_Direction_.
In the entries below, identify every line with the string "Tailwind" and copy it.

--- Begin ---

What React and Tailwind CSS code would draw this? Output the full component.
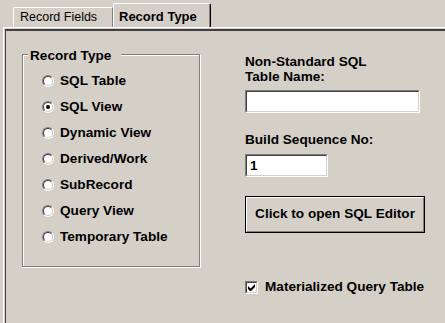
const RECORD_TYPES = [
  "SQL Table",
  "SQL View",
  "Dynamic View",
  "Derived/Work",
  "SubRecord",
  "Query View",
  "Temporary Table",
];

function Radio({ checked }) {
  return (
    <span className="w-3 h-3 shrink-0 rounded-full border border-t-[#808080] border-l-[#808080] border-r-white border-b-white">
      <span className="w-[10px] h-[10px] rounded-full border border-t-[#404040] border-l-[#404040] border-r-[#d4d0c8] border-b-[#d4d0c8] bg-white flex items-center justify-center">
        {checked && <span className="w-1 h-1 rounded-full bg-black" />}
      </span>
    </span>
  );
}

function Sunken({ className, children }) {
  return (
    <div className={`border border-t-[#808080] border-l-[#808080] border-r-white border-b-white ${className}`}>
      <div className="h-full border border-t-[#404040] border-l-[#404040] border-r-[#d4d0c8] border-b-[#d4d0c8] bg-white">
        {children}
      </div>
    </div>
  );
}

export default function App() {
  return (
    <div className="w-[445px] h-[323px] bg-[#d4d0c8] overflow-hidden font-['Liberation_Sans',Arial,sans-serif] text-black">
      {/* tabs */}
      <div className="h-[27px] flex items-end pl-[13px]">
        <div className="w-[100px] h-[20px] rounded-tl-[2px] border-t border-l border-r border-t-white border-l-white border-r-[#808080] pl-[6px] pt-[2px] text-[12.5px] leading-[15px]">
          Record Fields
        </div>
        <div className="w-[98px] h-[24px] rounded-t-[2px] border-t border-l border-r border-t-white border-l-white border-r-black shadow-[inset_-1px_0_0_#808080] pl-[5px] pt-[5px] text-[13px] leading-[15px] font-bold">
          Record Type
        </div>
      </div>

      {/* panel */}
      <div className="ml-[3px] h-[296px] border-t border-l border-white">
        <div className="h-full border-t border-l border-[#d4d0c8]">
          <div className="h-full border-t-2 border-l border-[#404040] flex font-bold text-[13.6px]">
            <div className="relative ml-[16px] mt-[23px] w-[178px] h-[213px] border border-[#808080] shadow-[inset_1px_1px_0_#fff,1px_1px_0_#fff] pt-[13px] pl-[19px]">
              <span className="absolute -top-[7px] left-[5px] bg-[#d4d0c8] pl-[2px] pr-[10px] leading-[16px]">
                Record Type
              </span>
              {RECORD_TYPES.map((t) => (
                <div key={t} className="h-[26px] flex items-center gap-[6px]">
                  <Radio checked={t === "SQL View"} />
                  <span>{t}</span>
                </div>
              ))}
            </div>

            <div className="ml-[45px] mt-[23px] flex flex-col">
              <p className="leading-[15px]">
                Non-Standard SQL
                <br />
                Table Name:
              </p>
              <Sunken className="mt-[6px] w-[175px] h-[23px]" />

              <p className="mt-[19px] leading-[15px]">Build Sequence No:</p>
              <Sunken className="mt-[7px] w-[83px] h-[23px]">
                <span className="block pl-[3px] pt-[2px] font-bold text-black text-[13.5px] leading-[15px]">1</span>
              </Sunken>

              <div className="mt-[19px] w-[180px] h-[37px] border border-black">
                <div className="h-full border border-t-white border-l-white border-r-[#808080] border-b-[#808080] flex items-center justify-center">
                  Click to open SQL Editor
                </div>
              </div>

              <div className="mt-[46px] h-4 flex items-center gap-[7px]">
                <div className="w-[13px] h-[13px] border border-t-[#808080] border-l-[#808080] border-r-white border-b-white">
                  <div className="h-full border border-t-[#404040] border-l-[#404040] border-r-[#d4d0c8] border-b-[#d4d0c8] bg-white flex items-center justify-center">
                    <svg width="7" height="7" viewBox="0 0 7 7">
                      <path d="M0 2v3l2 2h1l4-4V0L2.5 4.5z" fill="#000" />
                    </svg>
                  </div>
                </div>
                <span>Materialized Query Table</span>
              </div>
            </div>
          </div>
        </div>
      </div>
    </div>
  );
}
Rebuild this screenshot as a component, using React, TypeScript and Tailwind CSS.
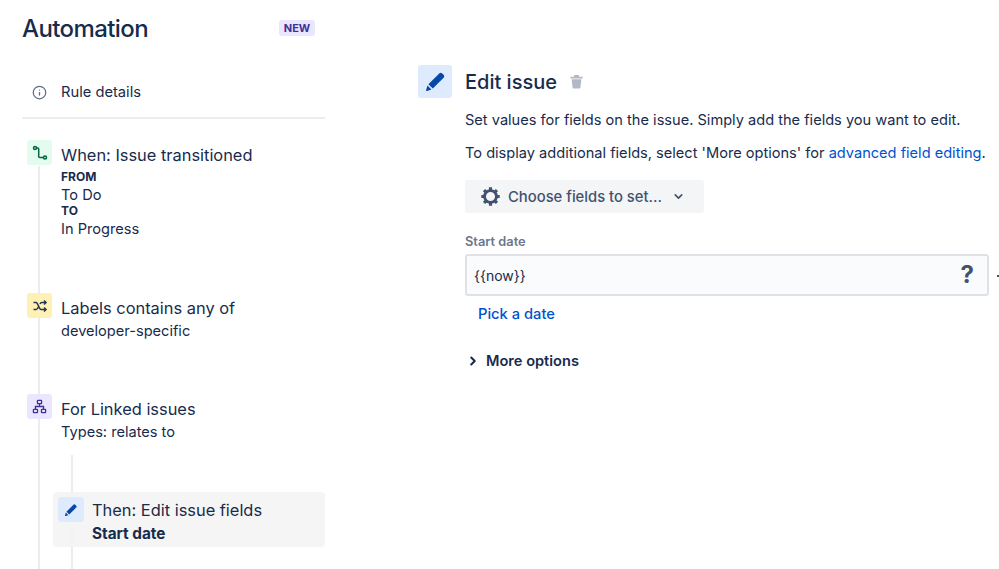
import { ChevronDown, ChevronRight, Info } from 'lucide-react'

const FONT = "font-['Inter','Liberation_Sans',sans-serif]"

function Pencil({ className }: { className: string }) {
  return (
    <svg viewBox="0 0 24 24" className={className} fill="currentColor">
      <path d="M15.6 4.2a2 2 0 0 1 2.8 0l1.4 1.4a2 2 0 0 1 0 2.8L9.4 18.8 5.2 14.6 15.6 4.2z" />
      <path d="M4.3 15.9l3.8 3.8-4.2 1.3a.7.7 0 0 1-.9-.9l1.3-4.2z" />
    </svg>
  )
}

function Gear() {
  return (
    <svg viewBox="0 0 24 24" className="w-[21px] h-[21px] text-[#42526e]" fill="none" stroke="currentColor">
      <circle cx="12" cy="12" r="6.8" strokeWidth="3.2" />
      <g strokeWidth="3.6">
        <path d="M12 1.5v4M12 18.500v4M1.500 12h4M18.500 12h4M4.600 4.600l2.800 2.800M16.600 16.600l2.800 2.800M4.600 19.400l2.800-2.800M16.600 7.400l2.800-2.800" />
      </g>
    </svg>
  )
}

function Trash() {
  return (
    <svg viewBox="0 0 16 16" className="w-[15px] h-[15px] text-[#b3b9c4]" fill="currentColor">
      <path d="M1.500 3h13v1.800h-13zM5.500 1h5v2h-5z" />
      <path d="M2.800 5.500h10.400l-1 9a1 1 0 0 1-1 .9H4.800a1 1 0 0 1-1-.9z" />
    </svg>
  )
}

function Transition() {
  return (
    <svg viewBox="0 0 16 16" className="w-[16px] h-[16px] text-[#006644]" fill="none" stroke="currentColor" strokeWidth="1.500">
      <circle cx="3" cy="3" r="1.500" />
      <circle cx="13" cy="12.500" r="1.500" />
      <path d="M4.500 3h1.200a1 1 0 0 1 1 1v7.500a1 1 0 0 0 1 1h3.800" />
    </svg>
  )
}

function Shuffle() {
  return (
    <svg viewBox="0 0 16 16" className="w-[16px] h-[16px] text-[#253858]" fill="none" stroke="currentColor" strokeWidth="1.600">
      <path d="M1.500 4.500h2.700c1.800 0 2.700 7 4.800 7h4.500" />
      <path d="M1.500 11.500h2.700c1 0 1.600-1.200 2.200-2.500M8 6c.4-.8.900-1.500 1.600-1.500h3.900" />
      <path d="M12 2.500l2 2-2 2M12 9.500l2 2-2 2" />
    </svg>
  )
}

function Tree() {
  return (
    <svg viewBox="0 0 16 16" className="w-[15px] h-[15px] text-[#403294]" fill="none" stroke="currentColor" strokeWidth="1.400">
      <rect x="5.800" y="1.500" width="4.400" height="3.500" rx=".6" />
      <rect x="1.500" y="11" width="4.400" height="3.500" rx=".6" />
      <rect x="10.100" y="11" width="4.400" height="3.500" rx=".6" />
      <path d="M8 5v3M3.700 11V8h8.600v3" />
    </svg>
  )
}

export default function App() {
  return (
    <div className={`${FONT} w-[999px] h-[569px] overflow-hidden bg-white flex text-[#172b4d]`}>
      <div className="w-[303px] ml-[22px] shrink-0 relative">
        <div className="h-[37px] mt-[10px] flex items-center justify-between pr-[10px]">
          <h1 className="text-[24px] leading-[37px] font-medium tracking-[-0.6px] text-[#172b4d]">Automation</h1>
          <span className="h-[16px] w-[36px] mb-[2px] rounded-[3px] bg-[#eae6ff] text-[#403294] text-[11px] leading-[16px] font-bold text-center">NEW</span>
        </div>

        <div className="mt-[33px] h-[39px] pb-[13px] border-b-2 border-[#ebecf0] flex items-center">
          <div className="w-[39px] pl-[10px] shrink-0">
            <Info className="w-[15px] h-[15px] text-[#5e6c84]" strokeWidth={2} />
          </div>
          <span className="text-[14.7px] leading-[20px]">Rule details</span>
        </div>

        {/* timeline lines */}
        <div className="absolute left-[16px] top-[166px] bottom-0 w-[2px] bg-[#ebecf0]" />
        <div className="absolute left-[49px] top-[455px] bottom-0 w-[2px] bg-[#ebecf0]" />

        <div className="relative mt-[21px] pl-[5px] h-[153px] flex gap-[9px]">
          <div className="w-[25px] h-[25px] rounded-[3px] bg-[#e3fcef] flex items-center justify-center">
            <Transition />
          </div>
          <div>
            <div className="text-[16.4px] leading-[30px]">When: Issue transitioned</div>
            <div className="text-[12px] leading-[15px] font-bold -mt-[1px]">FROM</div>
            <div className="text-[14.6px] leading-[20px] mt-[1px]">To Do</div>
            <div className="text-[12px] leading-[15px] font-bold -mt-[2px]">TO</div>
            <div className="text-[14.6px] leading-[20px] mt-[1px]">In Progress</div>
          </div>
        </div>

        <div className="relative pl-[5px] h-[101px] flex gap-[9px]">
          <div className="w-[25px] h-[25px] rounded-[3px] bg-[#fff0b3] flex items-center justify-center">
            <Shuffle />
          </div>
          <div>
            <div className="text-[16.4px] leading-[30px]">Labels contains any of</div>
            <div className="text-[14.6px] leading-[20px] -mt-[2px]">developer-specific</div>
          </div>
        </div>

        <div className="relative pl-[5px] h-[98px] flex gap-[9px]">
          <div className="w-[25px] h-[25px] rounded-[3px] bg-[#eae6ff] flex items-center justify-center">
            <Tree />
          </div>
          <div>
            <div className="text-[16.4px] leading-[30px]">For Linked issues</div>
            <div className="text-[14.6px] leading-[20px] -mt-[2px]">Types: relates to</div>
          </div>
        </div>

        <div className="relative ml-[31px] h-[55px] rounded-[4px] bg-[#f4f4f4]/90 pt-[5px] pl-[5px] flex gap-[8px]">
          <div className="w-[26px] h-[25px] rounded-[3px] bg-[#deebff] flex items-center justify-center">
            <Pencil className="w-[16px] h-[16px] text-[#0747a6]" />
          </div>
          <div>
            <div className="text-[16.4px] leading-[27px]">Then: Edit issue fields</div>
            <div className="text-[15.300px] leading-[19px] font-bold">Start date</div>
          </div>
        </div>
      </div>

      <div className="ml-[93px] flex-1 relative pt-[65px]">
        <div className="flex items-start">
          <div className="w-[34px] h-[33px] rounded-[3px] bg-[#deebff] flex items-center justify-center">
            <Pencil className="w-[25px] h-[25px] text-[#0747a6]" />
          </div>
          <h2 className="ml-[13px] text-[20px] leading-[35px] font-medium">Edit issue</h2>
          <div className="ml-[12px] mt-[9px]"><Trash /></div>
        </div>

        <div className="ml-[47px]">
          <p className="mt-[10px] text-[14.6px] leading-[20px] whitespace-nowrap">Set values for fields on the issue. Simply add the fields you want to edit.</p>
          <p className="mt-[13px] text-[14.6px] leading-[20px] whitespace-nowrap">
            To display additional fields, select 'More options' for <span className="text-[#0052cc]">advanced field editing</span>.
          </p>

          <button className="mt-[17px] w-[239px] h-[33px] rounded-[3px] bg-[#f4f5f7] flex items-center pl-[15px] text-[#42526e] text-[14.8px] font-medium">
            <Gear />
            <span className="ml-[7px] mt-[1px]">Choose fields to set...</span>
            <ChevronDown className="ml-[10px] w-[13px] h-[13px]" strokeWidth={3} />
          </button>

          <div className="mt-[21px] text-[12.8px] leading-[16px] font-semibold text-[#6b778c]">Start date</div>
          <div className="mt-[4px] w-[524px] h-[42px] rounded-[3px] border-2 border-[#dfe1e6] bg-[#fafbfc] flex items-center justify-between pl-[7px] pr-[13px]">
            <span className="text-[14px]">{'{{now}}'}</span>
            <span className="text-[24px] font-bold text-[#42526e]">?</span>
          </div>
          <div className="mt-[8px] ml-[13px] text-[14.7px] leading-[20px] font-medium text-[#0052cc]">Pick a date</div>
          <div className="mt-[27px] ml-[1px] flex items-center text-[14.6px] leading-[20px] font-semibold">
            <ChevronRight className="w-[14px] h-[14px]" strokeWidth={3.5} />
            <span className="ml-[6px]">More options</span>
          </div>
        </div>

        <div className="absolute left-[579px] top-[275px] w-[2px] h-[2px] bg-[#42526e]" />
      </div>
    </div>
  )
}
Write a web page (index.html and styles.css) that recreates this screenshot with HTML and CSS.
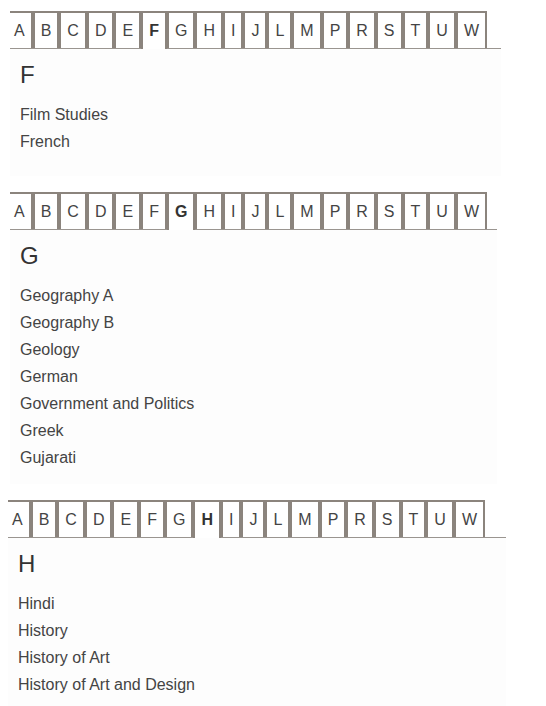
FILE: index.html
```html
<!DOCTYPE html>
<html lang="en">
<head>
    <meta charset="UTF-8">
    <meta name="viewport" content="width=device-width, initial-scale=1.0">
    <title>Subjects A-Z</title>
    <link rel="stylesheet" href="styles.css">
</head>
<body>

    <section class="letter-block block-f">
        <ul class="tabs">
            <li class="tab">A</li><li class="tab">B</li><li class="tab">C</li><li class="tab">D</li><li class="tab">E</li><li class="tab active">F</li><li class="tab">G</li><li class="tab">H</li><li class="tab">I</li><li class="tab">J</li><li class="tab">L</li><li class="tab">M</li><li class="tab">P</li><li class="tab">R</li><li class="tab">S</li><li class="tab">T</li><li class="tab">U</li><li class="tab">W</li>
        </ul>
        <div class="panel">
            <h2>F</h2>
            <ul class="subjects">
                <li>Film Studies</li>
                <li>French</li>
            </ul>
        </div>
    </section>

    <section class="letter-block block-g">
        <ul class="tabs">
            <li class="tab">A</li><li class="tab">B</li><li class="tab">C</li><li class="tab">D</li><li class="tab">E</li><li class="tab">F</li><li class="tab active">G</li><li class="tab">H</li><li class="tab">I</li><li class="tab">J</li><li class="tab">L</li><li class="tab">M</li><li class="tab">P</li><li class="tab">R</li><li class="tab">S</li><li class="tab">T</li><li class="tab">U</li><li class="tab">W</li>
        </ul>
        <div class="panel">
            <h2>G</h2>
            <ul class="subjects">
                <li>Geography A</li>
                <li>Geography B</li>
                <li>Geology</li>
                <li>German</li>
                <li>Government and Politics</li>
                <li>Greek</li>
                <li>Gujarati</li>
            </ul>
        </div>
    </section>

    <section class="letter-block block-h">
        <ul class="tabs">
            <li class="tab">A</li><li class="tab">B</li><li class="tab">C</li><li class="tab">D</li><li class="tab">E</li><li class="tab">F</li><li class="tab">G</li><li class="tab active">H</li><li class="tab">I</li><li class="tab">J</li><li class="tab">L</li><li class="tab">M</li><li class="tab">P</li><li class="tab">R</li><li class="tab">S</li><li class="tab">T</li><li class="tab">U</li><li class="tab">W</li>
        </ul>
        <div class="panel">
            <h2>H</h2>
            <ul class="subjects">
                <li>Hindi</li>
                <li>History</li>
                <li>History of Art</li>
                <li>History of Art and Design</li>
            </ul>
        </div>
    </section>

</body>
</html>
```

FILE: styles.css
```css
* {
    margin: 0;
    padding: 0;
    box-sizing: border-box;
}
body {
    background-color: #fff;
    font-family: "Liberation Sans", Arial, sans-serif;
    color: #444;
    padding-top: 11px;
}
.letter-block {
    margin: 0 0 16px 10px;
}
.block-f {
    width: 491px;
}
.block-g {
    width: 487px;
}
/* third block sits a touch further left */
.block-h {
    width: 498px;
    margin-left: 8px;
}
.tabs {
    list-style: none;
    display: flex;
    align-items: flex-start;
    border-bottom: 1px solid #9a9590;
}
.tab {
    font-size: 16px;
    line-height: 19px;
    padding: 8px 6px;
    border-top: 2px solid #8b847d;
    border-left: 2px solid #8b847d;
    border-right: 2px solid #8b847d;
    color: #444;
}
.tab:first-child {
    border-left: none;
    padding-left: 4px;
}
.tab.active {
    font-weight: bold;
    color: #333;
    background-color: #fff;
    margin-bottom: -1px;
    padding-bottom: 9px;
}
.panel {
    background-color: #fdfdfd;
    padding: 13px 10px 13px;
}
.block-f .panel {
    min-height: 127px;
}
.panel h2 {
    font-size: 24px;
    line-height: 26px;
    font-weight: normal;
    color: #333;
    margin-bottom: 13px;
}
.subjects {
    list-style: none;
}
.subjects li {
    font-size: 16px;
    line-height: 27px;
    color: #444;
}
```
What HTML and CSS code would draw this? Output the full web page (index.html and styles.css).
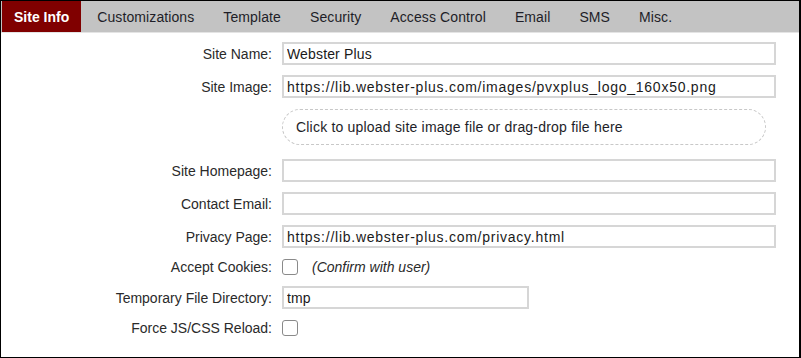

--- End ---

_Task output_.
What React and Tailwind CSS code would draw this? Output the full component.
Rebuild this screenshot as a component, using React, TypeScript and Tailwind CSS.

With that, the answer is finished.